-- Input records --
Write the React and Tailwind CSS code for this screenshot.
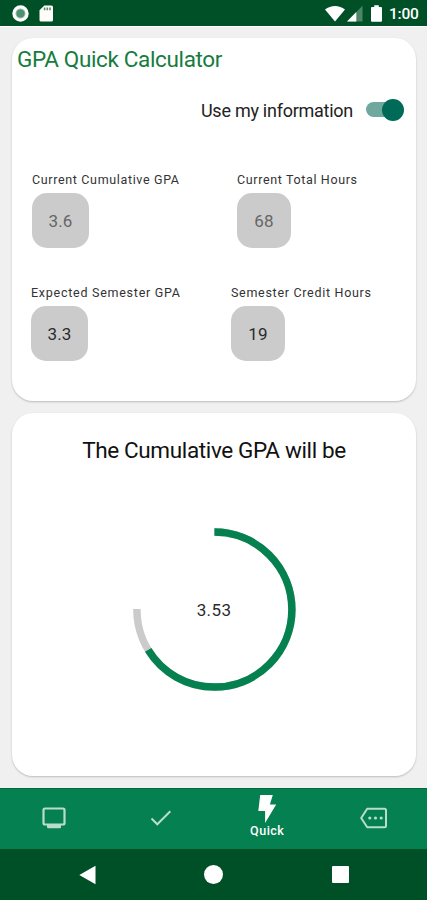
import React, { useState } from 'react';

const MAX_GPA = 4;
const SWEEP = 270;
const RADIUS = 77.5;

const Field = ({ label, value, muted, boxClass, labelClass }) => (
    <div className="flex flex-col items-start">
        <span className={`h-[15px] whitespace-nowrap text-[12.5px] leading-[15px] text-[#333333] ${labelClass}`}>{label}</span>
        <div className={`mt-[6px] flex h-[55px] items-center justify-center rounded-[15px] bg-[#cbcbcb] pt-[2px] text-[17px] tracking-[0.2px] ${boxClass} ${muted ? 'text-[#666666]' : 'text-[#2b2b2b]'}`}>
            {value}
        </div>
    </div>
);

const Gauge = ({ value }) => {
    const circumference = 2 * Math.PI * RADIUS;
    const track = (circumference * SWEEP) / 360;
    const filled = (track * value) / MAX_GPA;

    return (
        <div className="relative h-[164px] w-[164px]">
            <svg viewBox="0 0 164 164" className="h-full w-full -rotate-90" fill="none" strokeWidth="7.5">
                <circle cx="81.4" cy="82.4" r={RADIUS} stroke="#cbcbcb" strokeDasharray={`${track} ${circumference}`} />
                <circle cx="81.4" cy="82.4" r={RADIUS} stroke="#05804f" strokeDasharray={`${filled} ${circumference}`} />
            </svg>
            <span className="absolute inset-0 flex items-center justify-center pt-[4px] text-[17px] tracking-[0.4px] text-[#2b2b2b]">
                {value.toFixed(2)}
            </span>
        </div>
    );
};

const StatusBar = () => (
    <div className="flex h-[26px] shrink-0 items-center bg-[#005027] pl-[12px] pr-[8px] text-white">
        <svg className="h-[17px] w-[17px]" viewBox="0 0 17 17">
            <circle cx="8.5" cy="8.5" r="6.5" fill="#4f9070" stroke="#ffffff" strokeWidth="3.4" />
            <circle cx="8.5" cy="8.5" r="4.5" fill="none" stroke="#a9cbb9" strokeWidth="0.8" />
        </svg>
        <svg className="ml-[10px] h-[17px] w-[15px]" viewBox="0 0 15 17">
            <path d="M5.3.5h7.2q1.5 0 1.5 1.5v13q0 1.5-1.5 1.5H2q-1.5 0-1.5-1.5V5.3z" fill="#fffef8" />
            <path d="M5.6 2.5v2.7M8.3 2.5v2.7M11 2.5v2.7" stroke="#5c8870" strokeWidth="1.6" />
        </svg>
        <div className="ml-auto flex items-center">
            <svg className="h-[17px] w-[20px]" viewBox="0 0 20 17">
                <path d="M0 4.5C5.8-.3 14.2-.3 20 4.5L10 16.6z" fill="#ffffff" />
            </svg>
            <svg className="ml-[2px] h-[17px] w-[16px]" viewBox="0 0 16 17">
                <path d="M15.5.8v15.7H0z" fill="#4d8567" />
                <path d="M9.3 7.1v9.4H0z" fill="#ffffff" />
            </svg>
            <svg className="ml-[8px] h-[17px] w-[11px]" viewBox="0 0 11 17">
                <path d="M3.2.3h4.600v1.700H10q1 0 1 1v12.700q0 1-1 1H1q-1 0-1-1V3q0-1 1-1h2.200z" fill="#ffffff" />
            </svg>
            <span className="ml-[7px] w-[30px] whitespace-nowrap pt-[3px] text-[15.5px] font-medium leading-none tracking-[-0.2px]">1:00</span>
        </div>
    </div>
);

const BottomNav = () => (
    <div className="grid h-[61px] shrink-0 grid-cols-4 border-t border-[#006b3d] bg-[#058051] pb-[2px] pl-[1px] text-[#b9dccb]">
        <div className="flex items-center justify-center">
            <svg className="h-[24px] w-[26px]" viewBox="0 0 26 24" fill="none">
                <rect x="2.5" y="2.5" width="21" height="16" rx="1.5" stroke="currentColor" strokeWidth="2.2" />
                <path d="M6 18.5h14v2.6q0 1.200-1.200 1.200H7.200Q6 22.300 6 21.100z" fill="currentColor" />
            </svg>
        </div>
        <div className="flex items-center justify-center">
            <svg className="h-[24px] w-[24px]" viewBox="0 0 24 24" fill="none">
                <path d="M2.5 12.5l5.800 5.800L21.300 5.300" stroke="currentColor" strokeWidth="2" />
            </svg>
        </div>
        <div className="flex flex-col items-center pt-[6px] text-white">
            <svg className="h-[28px] w-[19px]" viewBox="0 0 19 28">
                <path d="M2.200 0h12.600l-2.900 9.600h6.300L7.100 28V16H.3z" fill="currentColor" />
            </svg>
            <span className="mt-[1px] text-[12.5px] font-medium leading-[14px] tracking-[0.5px]">Quick</span>
        </div>
        <div className="flex items-center justify-center">
            <svg className="h-[24px] w-[29px]" viewBox="0 0 29 24" fill="none">
                <path d="M8.2 2.800H25.500q1.500 0 1.500 1.500v15.400q0 1.500-1.500 1.500H8.200L2.200 12z" stroke="currentColor" strokeWidth="2" strokeLinejoin="round" />
                <circle cx="10.800" cy="12" r="1.600" fill="currentColor" />
                <circle cx="16.500" cy="12" r="1.600" fill="currentColor" />
                <circle cx="22.200" cy="12" r="1.600" fill="currentColor" />
            </svg>
        </div>
    </div>
);

const SystemBar = () => (
    <div className="flex h-[51px] shrink-0 items-center justify-between bg-[#005027] pl-[79px] pr-[78px]">
        <svg className="h-[20px] w-[17px]" viewBox="0 0 17 20" fill="#ffffff">
            <path d="M16.5.8v18.400L.3 10z" />
        </svg>
        <div className="mr-[1px] h-[19px] w-[19px] rounded-full bg-white" />
        <div className="h-[17px] w-[17px] rounded-[1px] bg-white" />
    </div>
);

const App = () => {
    const [useInfo, setUseInfo] = useState(true);

    return (
        <div className="flex h-[900px] w-[427px] flex-col overflow-hidden bg-[#f0f0f0] font-['Roboto',sans-serif]">
            <StatusBar />

            <main className="flex flex-1 flex-col gap-[12px] border-t border-white px-[12px] pt-[11px]">
                <section className="h-[363px] w-[404px] rounded-[21px] bg-white shadow-[0_1px_2px_rgba(0,0,0,0.22)]">
                    <h1 className="pl-[5px] pt-[7px] text-[22.5px] leading-[28px] tracking-[-0.36px] text-[#167c3e]">GPA Quick Calculator</h1>

                    <div className="mt-[25px] flex h-[24px] items-center justify-end pr-[12px]">
                        <span className="whitespace-nowrap text-[18px] tracking-[-0.26px] text-[#222222]">Use my information</span>
                        <button
                            onClick={() => setUseInfo(!useInfo)}
                            className="relative ml-[13px] h-[22px] w-[38px]"
                        >
                            <span className="absolute left-0 top-[3px] h-[15px] w-[34px] rounded-full bg-[#6fa99d]" />
                            <span className={`absolute top-0 h-[22px] w-[22px] rounded-full ${useInfo ? 'right-0 bg-[#006a58]' : 'left-0 bg-gray-100'}`} />
                        </button>
                    </div>

                    <div className="mt-[50px] flex pl-[20px]">
                        <div className="w-[205px]">
                            <Field label="Current Cumulative GPA" value="3.6" muted boxClass="w-[57px]" labelClass="tracking-[0.65px]" />
                        </div>
                        <Field label="Current Total Hours" value="68" muted boxClass="w-[54px]" labelClass="tracking-[0.64px]" />
                    </div>

                    <div className="mt-[37px] flex pl-[19px]">
                        <div className="w-[200px]">
                            <Field label="Expected Semester GPA" value="3.3" boxClass="w-[57px]" labelClass="tracking-[0.74px]" />
                        </div>
                        <Field label="Semester Credit Hours" value="19" boxClass="w-[54px]" labelClass="tracking-[0.7px]" />
                    </div>
                </section>

                <section className="flex h-[363px] w-[404px] flex-col items-center rounded-[21px] bg-white shadow-[0_1px_2px_rgba(0,0,0,0.22)]">
                    <h2 className="pt-[23px] text-[22.5px] leading-[28px] tracking-[-0.36px] text-[#111111]">The Cumulative GPA will be</h2>
                    <div className="mt-[63px]">
                        <Gauge value={3.53} />
                    </div>
                </section>
            </main>

            <BottomNav />
            <SystemBar />
        </div>
    );
};

export default App;
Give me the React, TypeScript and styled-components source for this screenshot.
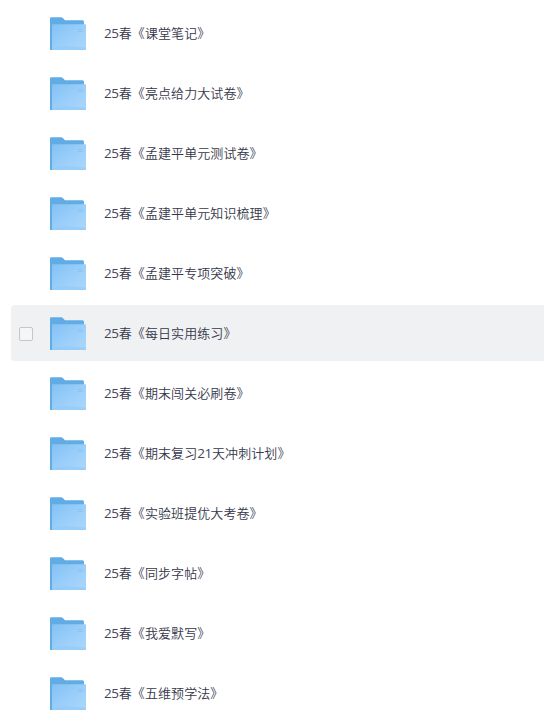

-- Task statement --
Return, unchanged, the lines from the first line of the material through the line that holds "const RADIUS = 77.5;", inclusive, omitting pictures.

-- Response to the exercise --
Write the React and Tailwind CSS code for this screenshot.
import React, { useState } from 'react';

const MAX_GPA = 4;
const SWEEP = 270;
const RADIUS = 77.5;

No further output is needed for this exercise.